Saturday, December 1, 2018


December 01, 2018 Saturday

Bedtime Story 


Japan and Crime


It is a well known fact that the crime rate in Japan is far lower than those in the United States but even considering that into account the ratio of state-employed advocates to population is strikingly low.

According to the date compiled in the Global Study on Homicide 2013 published in April 2014 by United Nations Office on Drug and Crime, crime in Japan is among the lowest in the world.

Homicides and crimes related to drugs are very minimal; what does dominate in the Japanese criminology scene are the non-violent white-collar crimes related to modernization such as credit card frauds and insurance frauds.

In the words of perhaps the greatest and most influential criminologist and sociologist Edwin Sutherland who was an American and passed away in 1950 white-collar crime is a “crime committed by a person of respectability and high social status in the course of his occupation.”

Sutherland is also the person who developed the theory of differential association whose basic tenant is that criminal behavior and delinquency are learned behaviors acquired through interaction with others.

He insists that it is through this process that any individual in a society acquires his values, attitudes, motivations and techniques of criminal behavior.

For instance in a city such as Bombay any individual posted as government officer of any rank in any department of bureaucracy and law enforcement after continuous interacting with others is highly likely to consider accepting bribe as routine.

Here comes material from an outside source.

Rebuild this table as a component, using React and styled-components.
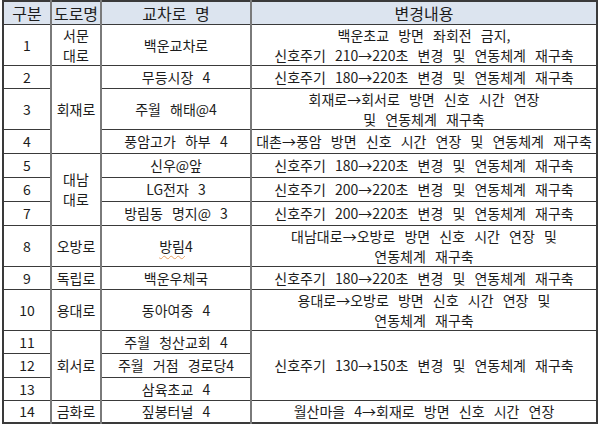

Accepting grafts in lieu of not framing charges for violations of any civil, economic or criminal wrong doings is almost routine and many officers would justify it as greasing of economy or even reducing the burden on the already overloaded and collapsing judiciary.  

He will not only learn to take bribe using various innovative techniques but also be able to justify it or rationalize it using the argument of “needs”.

Sutherland argues that is this acquired criminal behavior through differential association does not have the same and exact effect to all individuals; meaning that the effect of this association varies in frequency, duration, priority and most of all intensity.

Sutherland makes yet another interesting point regarding this learned criminal behavior.

While criminal behavior does reflect the general needs and values this does not provide the explanation for such a behavior since the apes who do not exhibit this criminal patterns in their lives are governed by the same general needs and values.  

How correct Sutherland’s ideas are debatable as his theory rests on the concept of Tabula rasa which is Latin for “blank state” to some extent.

Tabula rasa is a philosophical view (and not a scientific one) that all human babies are born with a mind that is as clean as a blank slate with no inbuilt mental content.

It is probably the corner stone of the nature versus nurture that obviously supports the “nurture” side of the debate.

Stay tuned to the voice of an average story storytelling chimpanzee or login at http://panarrans.blogspot.com
                              
Good night Mon Ami and my fellow cousin ape.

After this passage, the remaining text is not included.